• Exercise requirements: Your task is to copy the listing exactly, with the pictures left out.

• Data excerpts:
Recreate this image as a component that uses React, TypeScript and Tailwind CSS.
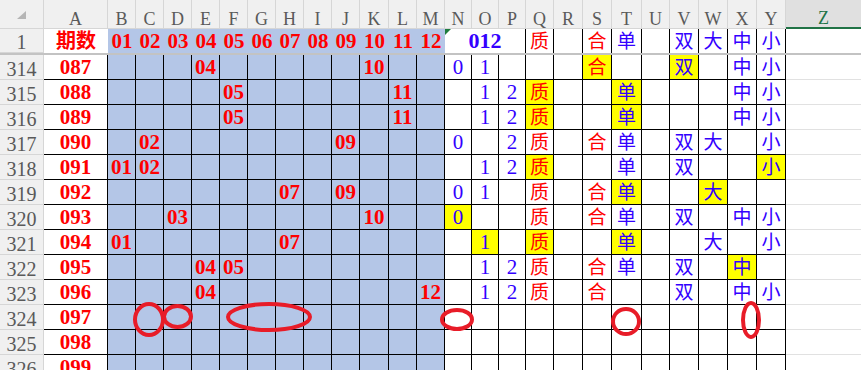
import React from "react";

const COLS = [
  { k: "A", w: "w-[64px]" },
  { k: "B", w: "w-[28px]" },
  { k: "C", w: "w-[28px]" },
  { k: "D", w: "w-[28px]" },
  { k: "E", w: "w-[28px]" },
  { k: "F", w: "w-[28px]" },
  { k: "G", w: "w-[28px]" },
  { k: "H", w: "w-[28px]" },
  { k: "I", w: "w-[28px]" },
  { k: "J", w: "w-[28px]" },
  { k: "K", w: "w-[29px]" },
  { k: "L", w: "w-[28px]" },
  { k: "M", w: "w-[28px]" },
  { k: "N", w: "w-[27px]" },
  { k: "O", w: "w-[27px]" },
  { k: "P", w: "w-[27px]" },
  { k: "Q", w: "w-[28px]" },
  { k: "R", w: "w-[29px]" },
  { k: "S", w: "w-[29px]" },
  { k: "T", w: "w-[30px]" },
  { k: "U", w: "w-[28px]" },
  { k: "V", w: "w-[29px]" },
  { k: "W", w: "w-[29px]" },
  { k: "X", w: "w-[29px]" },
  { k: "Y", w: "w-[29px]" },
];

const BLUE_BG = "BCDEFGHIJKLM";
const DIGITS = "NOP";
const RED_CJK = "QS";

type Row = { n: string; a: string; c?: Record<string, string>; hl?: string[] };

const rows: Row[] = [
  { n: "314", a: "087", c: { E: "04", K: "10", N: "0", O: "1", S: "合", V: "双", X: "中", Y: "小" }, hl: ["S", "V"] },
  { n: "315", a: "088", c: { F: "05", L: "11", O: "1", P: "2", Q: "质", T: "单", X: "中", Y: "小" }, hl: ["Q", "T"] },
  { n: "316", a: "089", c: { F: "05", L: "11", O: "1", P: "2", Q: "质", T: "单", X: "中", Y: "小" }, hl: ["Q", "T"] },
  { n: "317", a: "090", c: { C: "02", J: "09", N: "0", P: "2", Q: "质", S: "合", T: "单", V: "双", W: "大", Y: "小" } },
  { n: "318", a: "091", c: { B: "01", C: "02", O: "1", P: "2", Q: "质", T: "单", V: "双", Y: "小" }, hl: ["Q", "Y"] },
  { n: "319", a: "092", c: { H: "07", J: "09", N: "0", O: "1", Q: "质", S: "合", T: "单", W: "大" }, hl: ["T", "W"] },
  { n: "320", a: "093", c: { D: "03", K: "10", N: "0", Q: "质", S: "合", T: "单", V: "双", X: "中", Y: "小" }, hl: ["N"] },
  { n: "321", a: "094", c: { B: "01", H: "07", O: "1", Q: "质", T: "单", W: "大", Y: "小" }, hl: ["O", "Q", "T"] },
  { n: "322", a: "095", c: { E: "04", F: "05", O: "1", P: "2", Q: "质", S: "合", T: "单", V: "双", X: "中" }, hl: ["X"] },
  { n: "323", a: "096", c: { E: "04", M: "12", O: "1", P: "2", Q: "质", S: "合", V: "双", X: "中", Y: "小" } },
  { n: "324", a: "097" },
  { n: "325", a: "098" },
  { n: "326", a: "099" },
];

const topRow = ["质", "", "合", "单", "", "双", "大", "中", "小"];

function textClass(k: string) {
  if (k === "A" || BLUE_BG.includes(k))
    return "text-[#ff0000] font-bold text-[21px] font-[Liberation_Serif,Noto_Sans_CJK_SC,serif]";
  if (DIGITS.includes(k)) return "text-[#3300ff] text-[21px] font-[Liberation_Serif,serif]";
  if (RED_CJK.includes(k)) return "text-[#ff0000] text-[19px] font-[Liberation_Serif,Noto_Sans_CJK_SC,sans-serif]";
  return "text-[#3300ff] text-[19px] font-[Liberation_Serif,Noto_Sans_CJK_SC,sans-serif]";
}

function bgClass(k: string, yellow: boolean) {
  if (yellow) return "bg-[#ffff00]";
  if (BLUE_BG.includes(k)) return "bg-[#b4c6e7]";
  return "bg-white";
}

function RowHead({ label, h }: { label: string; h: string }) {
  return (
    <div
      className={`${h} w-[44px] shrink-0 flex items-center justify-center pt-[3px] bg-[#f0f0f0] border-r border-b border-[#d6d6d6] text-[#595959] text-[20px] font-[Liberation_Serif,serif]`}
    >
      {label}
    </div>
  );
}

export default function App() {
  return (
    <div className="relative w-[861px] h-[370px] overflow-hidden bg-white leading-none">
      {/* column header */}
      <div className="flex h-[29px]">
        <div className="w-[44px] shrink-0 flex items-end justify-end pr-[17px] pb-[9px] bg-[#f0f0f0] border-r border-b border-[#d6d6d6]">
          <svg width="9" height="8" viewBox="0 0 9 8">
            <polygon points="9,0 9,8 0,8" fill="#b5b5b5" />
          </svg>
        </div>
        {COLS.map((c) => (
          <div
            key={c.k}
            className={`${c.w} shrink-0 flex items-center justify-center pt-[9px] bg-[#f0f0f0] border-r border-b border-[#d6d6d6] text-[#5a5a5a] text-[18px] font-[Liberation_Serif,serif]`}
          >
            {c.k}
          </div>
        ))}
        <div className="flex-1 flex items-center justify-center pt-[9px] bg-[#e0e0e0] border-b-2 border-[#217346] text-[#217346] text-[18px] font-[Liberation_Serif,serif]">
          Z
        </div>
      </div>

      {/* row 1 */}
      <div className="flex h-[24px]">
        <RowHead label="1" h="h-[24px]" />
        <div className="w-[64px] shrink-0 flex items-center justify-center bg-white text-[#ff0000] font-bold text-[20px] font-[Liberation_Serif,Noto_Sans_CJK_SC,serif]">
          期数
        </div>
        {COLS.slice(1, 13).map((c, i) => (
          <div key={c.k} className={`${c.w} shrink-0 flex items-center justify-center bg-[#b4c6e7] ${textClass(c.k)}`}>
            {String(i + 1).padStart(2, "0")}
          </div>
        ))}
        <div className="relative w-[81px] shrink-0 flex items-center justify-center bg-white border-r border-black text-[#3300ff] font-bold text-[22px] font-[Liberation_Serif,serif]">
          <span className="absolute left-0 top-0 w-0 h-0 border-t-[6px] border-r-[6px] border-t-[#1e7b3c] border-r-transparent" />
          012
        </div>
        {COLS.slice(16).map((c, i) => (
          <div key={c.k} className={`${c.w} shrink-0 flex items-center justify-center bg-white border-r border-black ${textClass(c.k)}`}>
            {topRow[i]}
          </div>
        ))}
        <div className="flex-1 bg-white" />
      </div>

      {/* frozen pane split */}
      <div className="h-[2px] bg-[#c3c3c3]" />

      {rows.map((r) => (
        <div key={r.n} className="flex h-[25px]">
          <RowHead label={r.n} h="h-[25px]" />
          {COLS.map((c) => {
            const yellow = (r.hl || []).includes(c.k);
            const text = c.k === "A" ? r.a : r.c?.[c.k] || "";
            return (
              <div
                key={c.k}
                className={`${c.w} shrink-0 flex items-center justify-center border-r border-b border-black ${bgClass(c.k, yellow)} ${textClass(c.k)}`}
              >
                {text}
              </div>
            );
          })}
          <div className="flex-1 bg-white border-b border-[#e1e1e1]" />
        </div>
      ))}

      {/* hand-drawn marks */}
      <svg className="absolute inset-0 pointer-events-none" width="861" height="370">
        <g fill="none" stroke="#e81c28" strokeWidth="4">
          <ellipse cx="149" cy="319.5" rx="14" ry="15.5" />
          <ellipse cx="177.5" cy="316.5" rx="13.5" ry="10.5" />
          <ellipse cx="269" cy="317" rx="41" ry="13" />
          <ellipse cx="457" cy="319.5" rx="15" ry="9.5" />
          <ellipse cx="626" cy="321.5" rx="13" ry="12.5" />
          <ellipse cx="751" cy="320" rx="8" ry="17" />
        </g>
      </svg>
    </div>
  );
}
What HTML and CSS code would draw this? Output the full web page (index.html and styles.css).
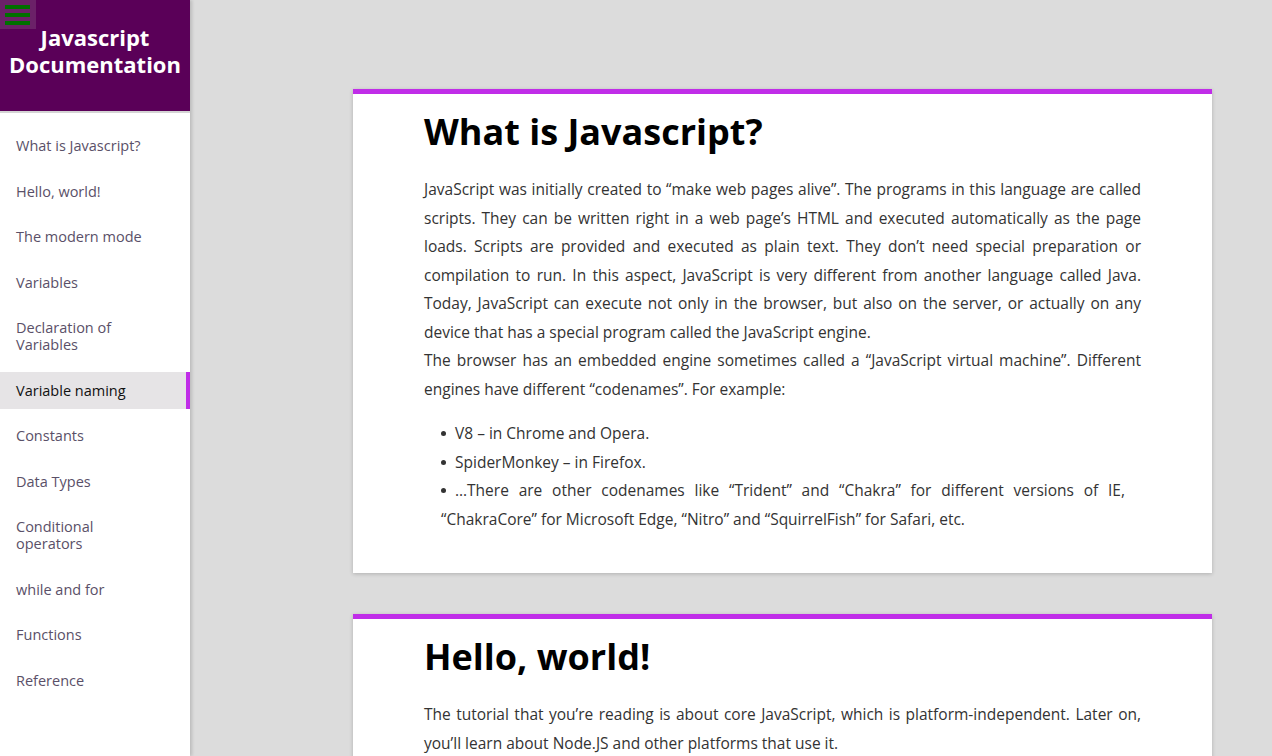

• Final answer:
Recreate this image as a component that uses React, TypeScript and Tailwind CSS.
import React from "react";

const COLS = [
  { k: "A", w: "w-[64px]" },
  { k: "B", w: "w-[28px]" },
  { k: "C", w: "w-[28px]" },
  { k: "D", w: "w-[28px]" },
  { k: "E", w: "w-[28px]" },
  { k: "F", w: "w-[28px]" },
  { k: "G", w: "w-[28px]" },
  { k: "H", w: "w-[28px]" },
  { k: "I", w: "w-[28px]" },
  { k: "J", w: "w-[28px]" },
  { k: "K", w: "w-[29px]" },
  { k: "L", w: "w-[28px]" },
  { k: "M", w: "w-[28px]" },
  { k: "N", w: "w-[27px]" },
  { k: "O", w: "w-[27px]" },
  { k: "P", w: "w-[27px]" },
  { k: "Q", w: "w-[28px]" },
  { k: "R", w: "w-[29px]" },
  { k: "S", w: "w-[29px]" },
  { k: "T", w: "w-[30px]" },
  { k: "U", w: "w-[28px]" },
  { k: "V", w: "w-[29px]" },
  { k: "W", w: "w-[29px]" },
  { k: "X", w: "w-[29px]" },
  { k: "Y", w: "w-[29px]" },
];

const BLUE_BG = "BCDEFGHIJKLM";
const DIGITS = "NOP";
const RED_CJK = "QS";

type Row = { n: string; a: string; c?: Record<string, string>; hl?: string[] };

const rows: Row[] = [
  { n: "314", a: "087", c: { E: "04", K: "10", N: "0", O: "1", S: "合", V: "双", X: "中", Y: "小" }, hl: ["S", "V"] },
  { n: "315", a: "088", c: { F: "05", L: "11", O: "1", P: "2", Q: "质", T: "单", X: "中", Y: "小" }, hl: ["Q", "T"] },
  { n: "316", a: "089", c: { F: "05", L: "11", O: "1", P: "2", Q: "质", T: "单", X: "中", Y: "小" }, hl: ["Q", "T"] },
  { n: "317", a: "090", c: { C: "02", J: "09", N: "0", P: "2", Q: "质", S: "合", T: "单", V: "双", W: "大", Y: "小" } },
  { n: "318", a: "091", c: { B: "01", C: "02", O: "1", P: "2", Q: "质", T: "单", V: "双", Y: "小" }, hl: ["Q", "Y"] },
  { n: "319", a: "092", c: { H: "07", J: "09", N: "0", O: "1", Q: "质", S: "合", T: "单", W: "大" }, hl: ["T", "W"] },
  { n: "320", a: "093", c: { D: "03", K: "10", N: "0", Q: "质", S: "合", T: "单", V: "双", X: "中", Y: "小" }, hl: ["N"] },
  { n: "321", a: "094", c: { B: "01", H: "07", O: "1", Q: "质", T: "单", W: "大", Y: "小" }, hl: ["O", "Q", "T"] },
  { n: "322", a: "095", c: { E: "04", F: "05", O: "1", P: "2", Q: "质", S: "合", T: "单", V: "双", X: "中" }, hl: ["X"] },
  { n: "323", a: "096", c: { E: "04", M: "12", O: "1", P: "2", Q: "质", S: "合", V: "双", X: "中", Y: "小" } },
  { n: "324", a: "097" },
  { n: "325", a: "098" },
  { n: "326", a: "099" },
];

const topRow = ["质", "", "合", "单", "", "双", "大", "中", "小"];

function textClass(k: string) {
  if (k === "A" || BLUE_BG.includes(k))
    return "text-[#ff0000] font-bold text-[21px] font-[Liberation_Serif,Noto_Sans_CJK_SC,serif]";
  if (DIGITS.includes(k)) return "text-[#3300ff] text-[21px] font-[Liberation_Serif,serif]";
  if (RED_CJK.includes(k)) return "text-[#ff0000] text-[19px] font-[Liberation_Serif,Noto_Sans_CJK_SC,sans-serif]";
  return "text-[#3300ff] text-[19px] font-[Liberation_Serif,Noto_Sans_CJK_SC,sans-serif]";
}

function bgClass(k: string, yellow: boolean) {
  if (yellow) return "bg-[#ffff00]";
  if (BLUE_BG.includes(k)) return "bg-[#b4c6e7]";
  return "bg-white";
}

function RowHead({ label, h }: { label: string; h: string }) {
  return (
    <div
      className={`${h} w-[44px] shrink-0 flex items-center justify-center pt-[3px] bg-[#f0f0f0] border-r border-b border-[#d6d6d6] text-[#595959] text-[20px] font-[Liberation_Serif,serif]`}
    >
      {label}
    </div>
  );
}

export default function App() {
  return (
    <div className="relative w-[861px] h-[370px] overflow-hidden bg-white leading-none">
      {/* column header */}
      <div className="flex h-[29px]">
        <div className="w-[44px] shrink-0 flex items-end justify-end pr-[17px] pb-[9px] bg-[#f0f0f0] border-r border-b border-[#d6d6d6]">
          <svg width="9" height="8" viewBox="0 0 9 8">
            <polygon points="9,0 9,8 0,8" fill="#b5b5b5" />
          </svg>
        </div>
        {COLS.map((c) => (
          <div
            key={c.k}
            className={`${c.w} shrink-0 flex items-center justify-center pt-[9px] bg-[#f0f0f0] border-r border-b border-[#d6d6d6] text-[#5a5a5a] text-[18px] font-[Liberation_Serif,serif]`}
          >
            {c.k}
          </div>
        ))}
        <div className="flex-1 flex items-center justify-center pt-[9px] bg-[#e0e0e0] border-b-2 border-[#217346] text-[#217346] text-[18px] font-[Liberation_Serif,serif]">
          Z
        </div>
      </div>

      {/* row 1 */}
      <div className="flex h-[24px]">
        <RowHead label="1" h="h-[24px]" />
        <div className="w-[64px] shrink-0 flex items-center justify-center bg-white text-[#ff0000] font-bold text-[20px] font-[Liberation_Serif,Noto_Sans_CJK_SC,serif]">
          期数
        </div>
        {COLS.slice(1, 13).map((c, i) => (
          <div key={c.k} className={`${c.w} shrink-0 flex items-center justify-center bg-[#b4c6e7] ${textClass(c.k)}`}>
            {String(i + 1).padStart(2, "0")}
          </div>
        ))}
        <div className="relative w-[81px] shrink-0 flex items-center justify-center bg-white border-r border-black text-[#3300ff] font-bold text-[22px] font-[Liberation_Serif,serif]">
          <span className="absolute left-0 top-0 w-0 h-0 border-t-[6px] border-r-[6px] border-t-[#1e7b3c] border-r-transparent" />
          012
        </div>
        {COLS.slice(16).map((c, i) => (
          <div key={c.k} className={`${c.w} shrink-0 flex items-center justify-center bg-white border-r border-black ${textClass(c.k)}`}>
            {topRow[i]}
          </div>
        ))}
        <div className="flex-1 bg-white" />
      </div>

      {/* frozen pane split */}
      <div className="h-[2px] bg-[#c3c3c3]" />

      {rows.map((r) => (
        <div key={r.n} className="flex h-[25px]">
          <RowHead label={r.n} h="h-[25px]" />
          {COLS.map((c) => {
            const yellow = (r.hl || []).includes(c.k);
            const text = c.k === "A" ? r.a : r.c?.[c.k] || "";
            return (
              <div
                key={c.k}
                className={`${c.w} shrink-0 flex items-center justify-center border-r border-b border-black ${bgClass(c.k, yellow)} ${textClass(c.k)}`}
              >
                {text}
              </div>
            );
          })}
          <div className="flex-1 bg-white border-b border-[#e1e1e1]" />
        </div>
      ))}

      {/* hand-drawn marks */}
      <svg className="absolute inset-0 pointer-events-none" width="861" height="370">
        <g fill="none" stroke="#e81c28" strokeWidth="4">
          <ellipse cx="149" cy="319.5" rx="14" ry="15.5" />
          <ellipse cx="177.5" cy="316.5" rx="13.5" ry="10.5" />
          <ellipse cx="269" cy="317" rx="41" ry="13" />
          <ellipse cx="457" cy="319.5" rx="15" ry="9.5" />
          <ellipse cx="626" cy="321.5" rx="13" ry="12.5" />
          <ellipse cx="751" cy="320" rx="8" ry="17" />
        </g>
      </svg>
    </div>
  );
}
What HTML and CSS code would draw this? Output the full web page (index.html and styles.css).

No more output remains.